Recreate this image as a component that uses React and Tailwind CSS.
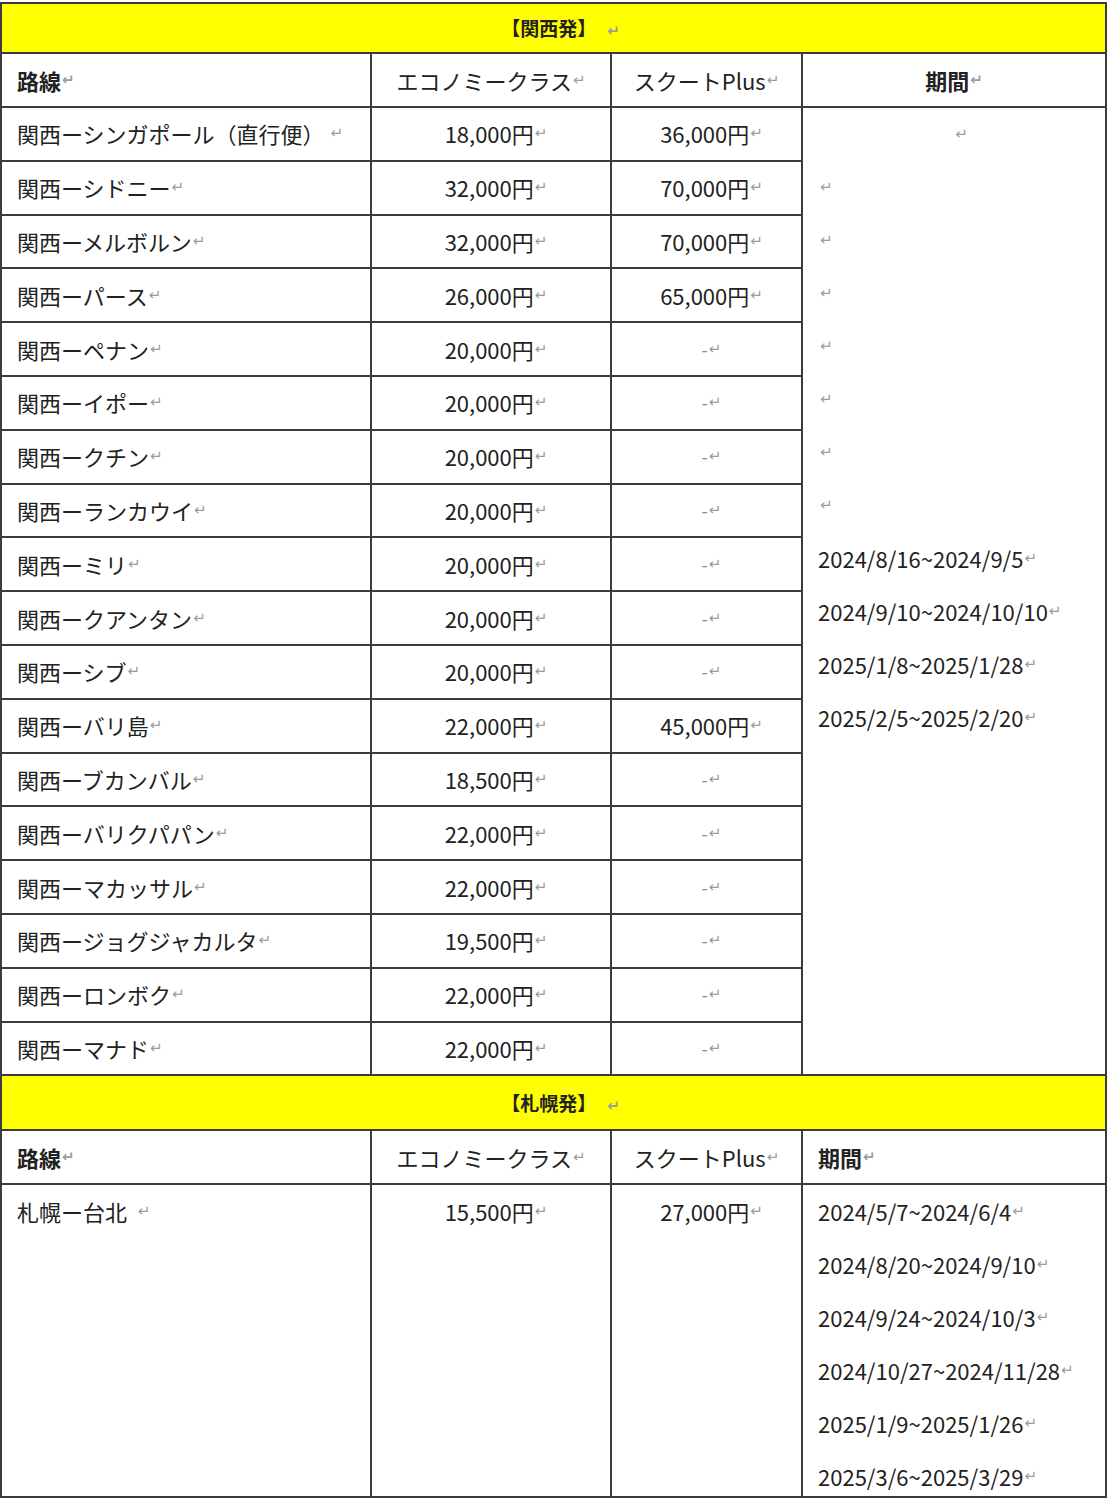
import React from "react";

const kansai = [
  ["関西ーシンガポール（直行便） ", "18,000円", "36,000円"],
  ["関西ーシドニー", "32,000円", "70,000円"],
  ["関西ーメルボルン", "32,000円", "70,000円"],
  ["関西ーパース", "26,000円", "65,000円"],
  ["関西ーペナン", "20,000円", null],
  ["関西ーイポー", "20,000円", null],
  ["関西ークチン", "20,000円", null],
  ["関西ーランカウイ", "20,000円", null],
  ["関西ーミリ", "20,000円", null],
  ["関西ークアンタン", "20,000円", null],
  ["関西ーシブ", "20,000円", null],
  ["関西ーバリ島", "22,000円", "45,000円"],
  ["関西ーブカンバル", "18,500円", null],
  ["関西ーバリクパパン", "22,000円", null],
  ["関西ーマカッサル", "22,000円", null],
  ["関西ージョグジャカルタ", "19,500円", null],
  ["関西ーロンボク", "22,000円", null],
  ["関西ーマナド", "22,000円", null],
];

const kansaiDates = [
  "2024/8/16~2024/9/5",
  "2024/9/10~2024/10/10",
  "2025/1/8~2025/1/28",
  "2025/2/5~2025/2/20",
];

const sapporoDates = [
  "2024/5/7~2024/6/4",
  "2024/8/20~2024/9/10",
  "2024/9/24~2024/10/3",
  "2024/10/27~2024/11/28",
  "2025/1/9~2025/1/26",
  "2025/3/6~2025/3/29",
];

// paragraph mark
function Ret() {
  return (
    <span
      className="ml-[1px] text-[15px] leading-none text-[#9c9c9c]"
      style={{ fontFamily: '"DejaVu Sans", sans-serif' }}
    >
      ↵
    </span>
  );
}

const cell = "border-r-2 border-b-2 border-[#3c3c3c]";

// one line of a multi-line cell, fixed height
function Line({ children, className = "" }) {
  return <div className={`flex h-[53px] shrink-0 items-center whitespace-pre ${className}`}>{children}</div>;
}

function Title({ children, h }) {
  return (
    <div className={`col-span-4 flex items-center justify-center bg-[#ffff00] pl-[14px] text-[19px] font-bold ${cell} ${h}`}>
      <span>{children}</span>
      <span className="ml-[10px]">
        <Ret />
      </span>
    </div>
  );
}

function HeaderRow({ periodLeft }) {
  return (
    <>
      <div className={`flex h-[54px] items-center pl-[15px] font-bold ${cell}`}>
        路線<Ret />
      </div>
      <div className={`flex h-[54px] items-center justify-center ${cell}`}>
        エコノミークラス<Ret />
      </div>
      <div className={`flex h-[54px] items-center justify-center ${cell}`}>
        スクートPlus<Ret />
      </div>
      <div
        className={`flex h-[54px] items-center font-bold ${cell} ${
          periodLeft ? "pl-[15px]" : "justify-center"
        }`}
      >
        期間<Ret />
      </div>
    </>
  );
}

export default function App() {
  return (
    <div
      className="min-h-[1500px] bg-white pt-[2px] text-[22px] text-[#222]"
      style={{ fontFamily: '"Noto Sans CJK JP", "Noto Sans", sans-serif' }}
    >
      <div className="grid w-[1107px] grid-cols-[370px_240px_191px_304px] border-t-2 border-l-2 border-[#3c3c3c]">
        {/* 関西発 */}
        <Title h="h-[50px]">【関西発】</Title>
        <HeaderRow />

        {kansai.map(([route, eco, plus], i) => (
          <React.Fragment key={route}>
            <div className={`flex h-[53.8px] items-center whitespace-pre pl-[15px] ${cell}`}>
              {route}
              <Ret />
            </div>
            <div className={`flex h-[53.8px] items-center justify-center pl-[10px] ${cell}`}>
              {eco}
              <Ret />
            </div>
            <div className={`flex h-[53.8px] items-center justify-center pl-[10px] ${cell}`}>
              {plus ? plus : <span className="text-[18px] text-[#8a8a8a]">-</span>}
              <Ret />
            </div>
            {i === 0 && (
              <div className={`row-span-18 flex flex-col ${cell}`}>
                <Line className="justify-center pl-[14px]">
                  <Ret />
                </Line>
                {[0, 1, 2, 3, 4, 5, 6].map((n) => (
                  <Line key={n} className="pl-[16px]">
                    <Ret />
                  </Line>
                ))}
                {kansaiDates.map((d) => (
                  <Line key={d} className="pl-[15px]">
                    {d}
                    <Ret />
                  </Line>
                ))}
              </div>
            )}
          </React.Fragment>
        ))}

        {/* 札幌発 */}
        <Title h="h-[55px]">【札幌発】</Title>
        <HeaderRow periodLeft />

        <div className={`h-[313px] pl-[15px] ${cell}`}>
          <Line>
            {"札幌ー台北  "}
            <Ret />
          </Line>
        </div>
        <div className={`h-[313px] pl-[10px] ${cell}`}>
          <Line className="justify-center">
            15,500円<Ret />
          </Line>
        </div>
        <div className={`h-[313px] pl-[10px] ${cell}`}>
          <Line className="justify-center">
            27,000円<Ret />
          </Line>
        </div>
        <div className={`flex h-[313px] flex-col pl-[15px] ${cell}`}>
          {sapporoDates.map((d) => (
            <Line key={d}>
              {d}
              <Ret />
            </Line>
          ))}
        </div>
      </div>
    </div>
  );
}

__________________________________________________

Set problem – Which lines of the data above contain "React"? Copy each one.

Correct answer –
Recreate this image as a component that uses React and Tailwind CSS.
import React from "react";
          <React.Fragment key={route}>
          </React.Fragment>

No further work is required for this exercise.